Anche se le esigenze quantitative ovviamente rimangono, pure se in misura ridotta rispetto al passato, e infatti gli stati maggiori durante le audizioni in parlamento hanno rivendicato adeguamenti degli organici di tutte e tre le forze armate.
Soldato combat
Il soldato di oggi è “combat”, cioè deve essere operativo per le zone di guerra, in ognuna delle 31 missioni estere, dalle più piccole alle più grandi, nelle quali l’Italia è impegnata. Un soldato con questi requisiti non può essere anziano, 35 anni è il limite massimo.
Date queste premesse le forze armate ritengono necessario disporre di un numero di soldati sufficiente in quel range di età, anche se ai tempi della precedente riforma del reclutamento voluta nel 2012 dall’ammiraglio Giampaolo Di Paola, ministro della Difesa nel governo di Mario Monti, probabilmente non sono state calcolate bene le conseguenze.
Di sicuro oggi il soldato di professione nella maggior parte dei casi finisce senza colpa nel tritacarne del precariato e sono sostanzialmente fallite le iniziative collaterali che avrebbero dovuto mitigare il fenomeno dando sostegno ai congedati perché potessero trovare un nuovo lavoro.
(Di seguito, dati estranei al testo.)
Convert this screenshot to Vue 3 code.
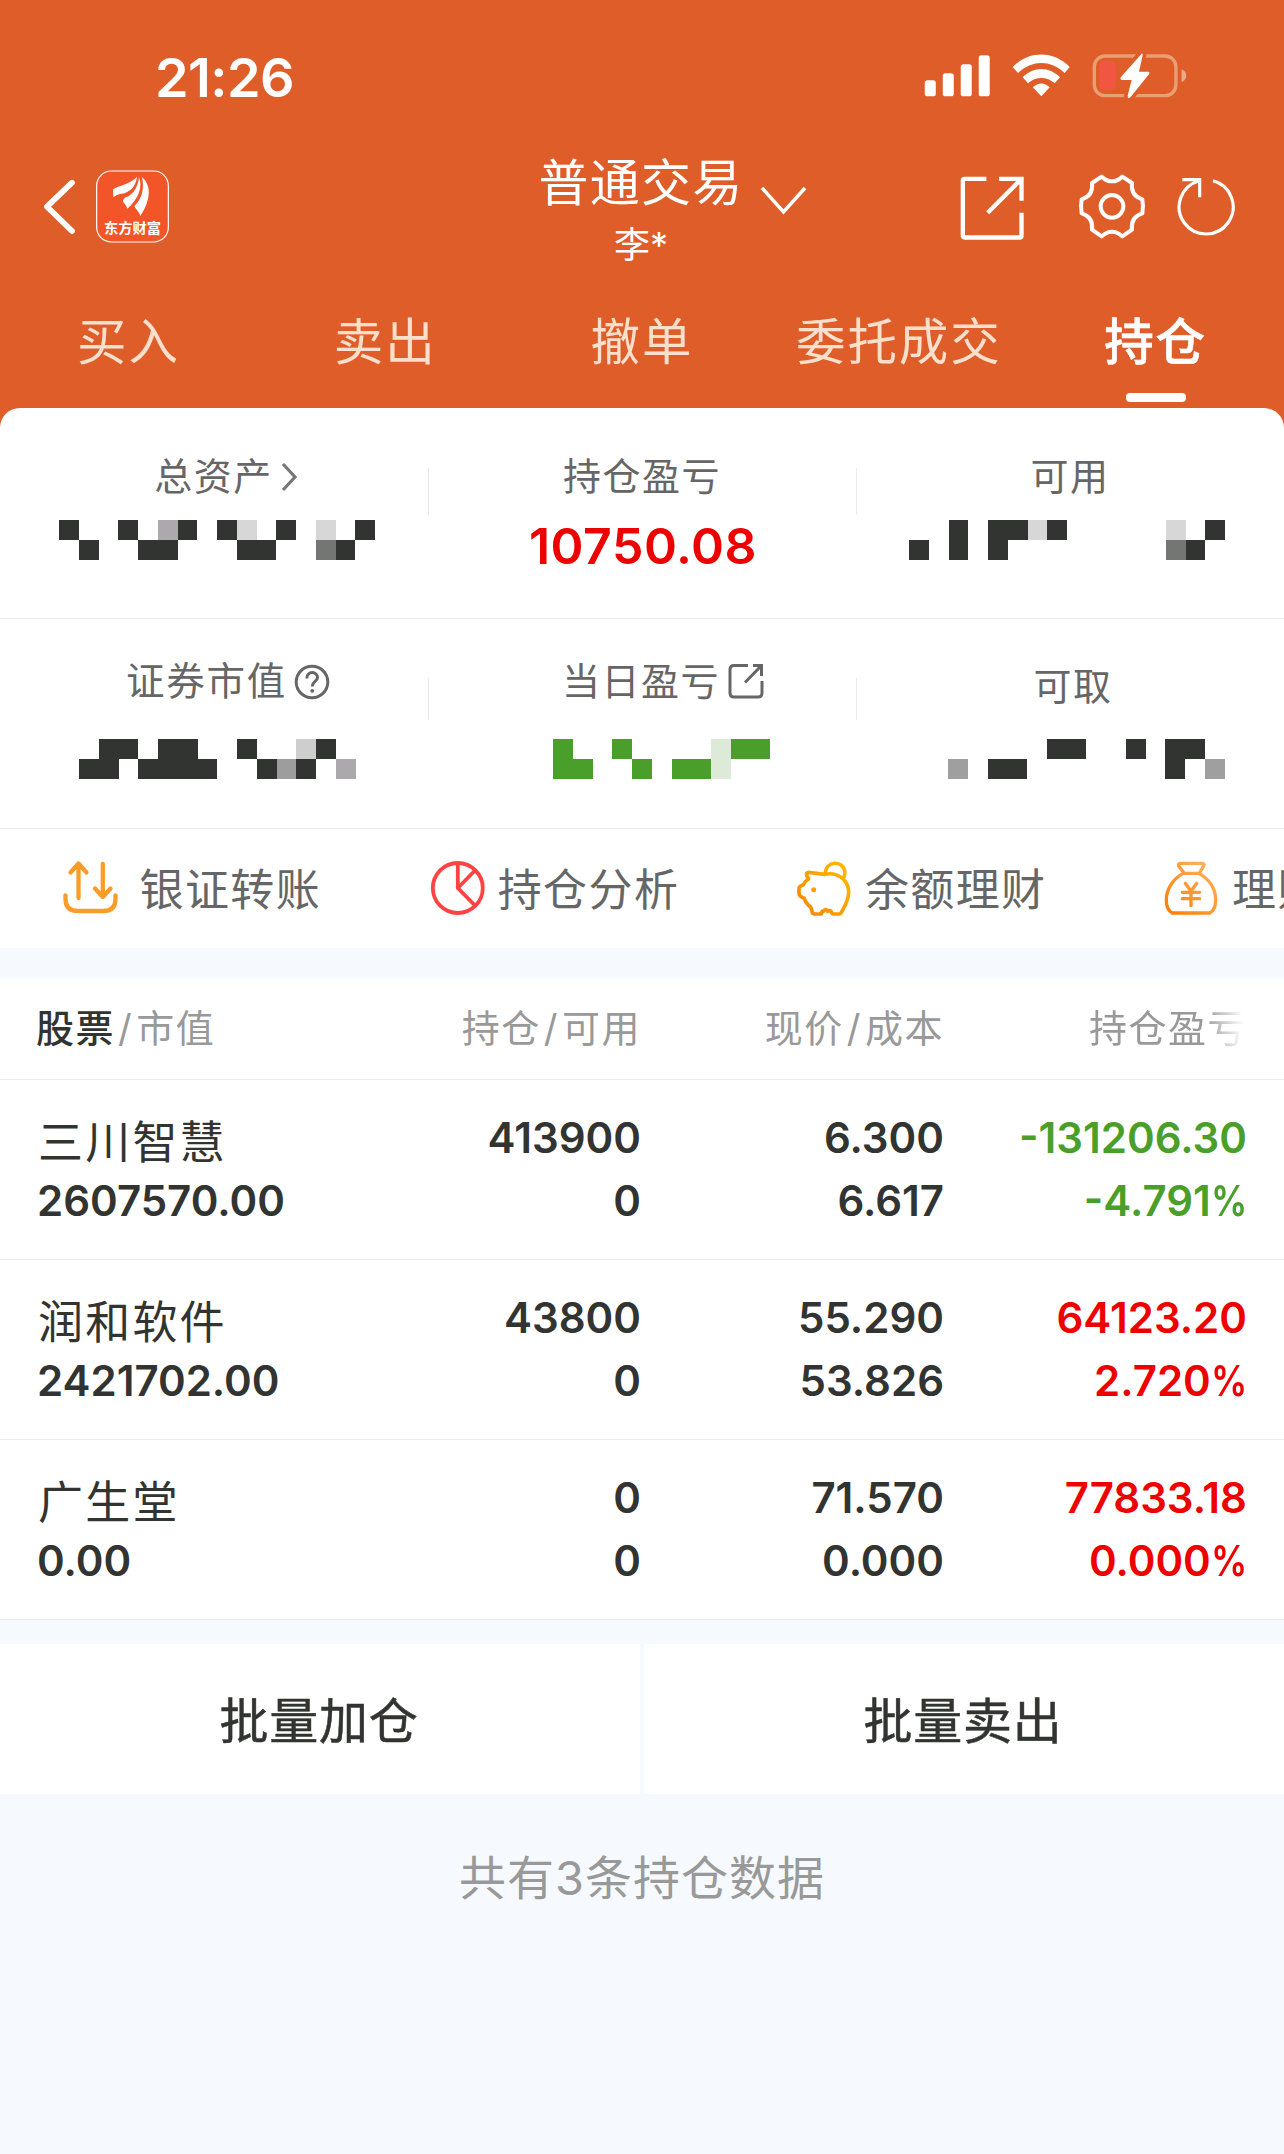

Nel corso delle audizioni i parlamentari hanno sentito anche il direttore del ministero della Difesa che si occupa di questi aspetti, Giuseppe Quitadamo. La sua relazione risale a giugno 2019, ma la situazione da allora non è sostanzialmente cambiata. Quitadamo ha informato che «la percentuale media dei collocati rispetto alle adesioni si attesta tendenzialmente su una media dell’8 per cento», cioè un numero «decisamente insufficiente».